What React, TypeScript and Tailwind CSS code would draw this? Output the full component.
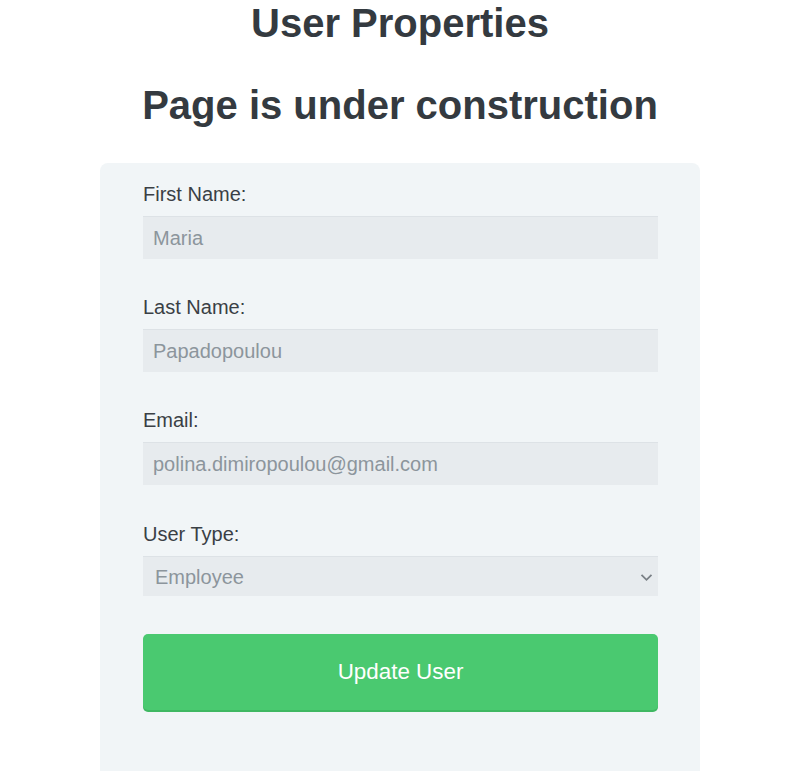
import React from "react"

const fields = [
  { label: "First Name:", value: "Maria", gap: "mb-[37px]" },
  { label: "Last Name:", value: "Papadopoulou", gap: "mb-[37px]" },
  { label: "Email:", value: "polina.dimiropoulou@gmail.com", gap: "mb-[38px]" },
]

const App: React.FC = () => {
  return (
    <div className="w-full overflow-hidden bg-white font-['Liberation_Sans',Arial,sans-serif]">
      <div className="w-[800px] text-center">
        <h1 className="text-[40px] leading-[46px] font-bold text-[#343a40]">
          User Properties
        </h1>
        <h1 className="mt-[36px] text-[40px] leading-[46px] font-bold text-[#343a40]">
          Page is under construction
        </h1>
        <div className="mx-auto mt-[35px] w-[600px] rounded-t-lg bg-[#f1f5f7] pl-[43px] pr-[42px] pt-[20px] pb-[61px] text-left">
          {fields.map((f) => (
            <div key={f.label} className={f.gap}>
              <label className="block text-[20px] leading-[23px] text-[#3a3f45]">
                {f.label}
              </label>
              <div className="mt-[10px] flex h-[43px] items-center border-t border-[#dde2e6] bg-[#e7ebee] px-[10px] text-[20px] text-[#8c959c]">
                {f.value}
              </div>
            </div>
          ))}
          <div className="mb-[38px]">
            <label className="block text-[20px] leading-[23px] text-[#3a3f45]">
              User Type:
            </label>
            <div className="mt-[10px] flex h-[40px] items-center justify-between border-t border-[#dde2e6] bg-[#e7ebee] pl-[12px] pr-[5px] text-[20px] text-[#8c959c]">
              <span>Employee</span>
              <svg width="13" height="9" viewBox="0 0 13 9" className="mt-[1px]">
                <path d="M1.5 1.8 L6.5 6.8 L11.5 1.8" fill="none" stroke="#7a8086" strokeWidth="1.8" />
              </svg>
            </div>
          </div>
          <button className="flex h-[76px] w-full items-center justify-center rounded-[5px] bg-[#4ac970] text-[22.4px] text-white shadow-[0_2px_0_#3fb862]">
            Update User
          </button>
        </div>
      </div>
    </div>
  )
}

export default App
· · · ·
▶ **To do**
From the data above, write out everything exactly except the pictures.

▶ **Response to the exercise**
What React, TypeScript and Tailwind CSS code would draw this? Output the full component.
import React from "react"

const fields = [
  { label: "First Name:", value: "Maria", gap: "mb-[37px]" },
  { label: "Last Name:", value: "Papadopoulou", gap: "mb-[37px]" },
  { label: "Email:", value: "polina.dimiropoulou@gmail.com", gap: "mb-[38px]" },
]

const App: React.FC = () => {
  return (
    <div className="w-full overflow-hidden bg-white font-['Liberation_Sans',Arial,sans-serif]">
      <div className="w-[800px] text-center">
        <h1 className="text-[40px] leading-[46px] font-bold text-[#343a40]">
          User Properties
        </h1>
        <h1 className="mt-[36px] text-[40px] leading-[46px] font-bold text-[#343a40]">
          Page is under construction
        </h1>
        <div className="mx-auto mt-[35px] w-[600px] rounded-t-lg bg-[#f1f5f7] pl-[43px] pr-[42px] pt-[20px] pb-[61px] text-left">
          {fields.map((f) => (
            <div key={f.label} className={f.gap}>
              <label className="block text-[20px] leading-[23px] text-[#3a3f45]">
                {f.label}
              </label>
              <div className="mt-[10px] flex h-[43px] items-center border-t border-[#dde2e6] bg-[#e7ebee] px-[10px] text-[20px] text-[#8c959c]">
                {f.value}
              </div>
            </div>
          ))}
          <div className="mb-[38px]">
            <label className="block text-[20px] leading-[23px] text-[#3a3f45]">
              User Type:
            </label>
            <div className="mt-[10px] flex h-[40px] items-center justify-between border-t border-[#dde2e6] bg-[#e7ebee] pl-[12px] pr-[5px] text-[20px] text-[#8c959c]">
              <span>Employee</span>
              <svg width="13" height="9" viewBox="0 0 13 9" className="mt-[1px]">
                <path d="M1.5 1.8 L6.5 6.8 L11.5 1.8" fill="none" stroke="#7a8086" strokeWidth="1.8" />
              </svg>
            </div>
          </div>
          <button className="flex h-[76px] w-full items-center justify-center rounded-[5px] bg-[#4ac970] text-[22.4px] text-white shadow-[0_2px_0_#3fb862]">
            Update User
          </button>
        </div>
      </div>
    </div>
  )
}

export default App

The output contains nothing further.